Oggi al Senato è il giorno del “canguro”, protagonista indiscusso in queste ore dello scontro sul ddl Cirinnà sulle Unioni civili (dove per la cicogna, non sembra esserci spazio!). Per la sua formidabile capacità di salto, il marsupiale è stato adottato dalla politica per indicare quella prassi parlamentare taglia-tempi, che consente con un solo voto di eliminare tutti gli emendamenti, non solo quelli uguali ma anche quelli di contenuto analogo: una volta approvato o bocciato il primo, decadono tutti gli altri.
Sempre oggi, Beppe Grillo (foto Ansa/Francesca Chiri) è entrato al ristorante a Roma travestito da tigre per uscirne con una maschera da lupo: “Chi vuole un’intervista, si travesta”, ha detto ai giornalisti, aggiungendo “Il lupo va protetto… avete capito la metafora?”, facendo riferimento al contestato Piano del ministero dell’Ambiente. Ma tigri, lupi e canguri non sono i soli animali nello zoo della politica. Da sempre abitato da falchi e colombe, più di recente si sono aggiunti giaguari da smacchiare, “porcellum” da votare e gufi da… tacciare. Mesi fa si è persino affacciato sulla scena il “gambero”, ennesimo escamotage ostruzionistico partorito da Calderoli.
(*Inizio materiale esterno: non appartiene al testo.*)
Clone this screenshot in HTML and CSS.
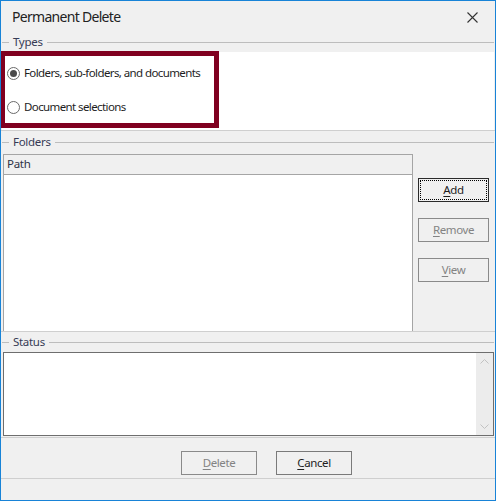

“Gli animali hanno sempre avuto grande fortuna nel linguaggio politico, ma oggi se ne fa un uso diverso rispetto al passato”, dice Michele Sorice, sociologo della comunicazione della Luiss di Roma ed esperto di linguaggio politico. “Siamo passati dai semplici appellativi della Prima Repubblica, con la balena bianca-Dc su tutti, all’utilizzo consapevole di immagini come il supercanguro: si tratta di pura spettacolarizzazione della politica ad uso e consumo dei media”. Che, come pesci, abboccano. #animalipolitici.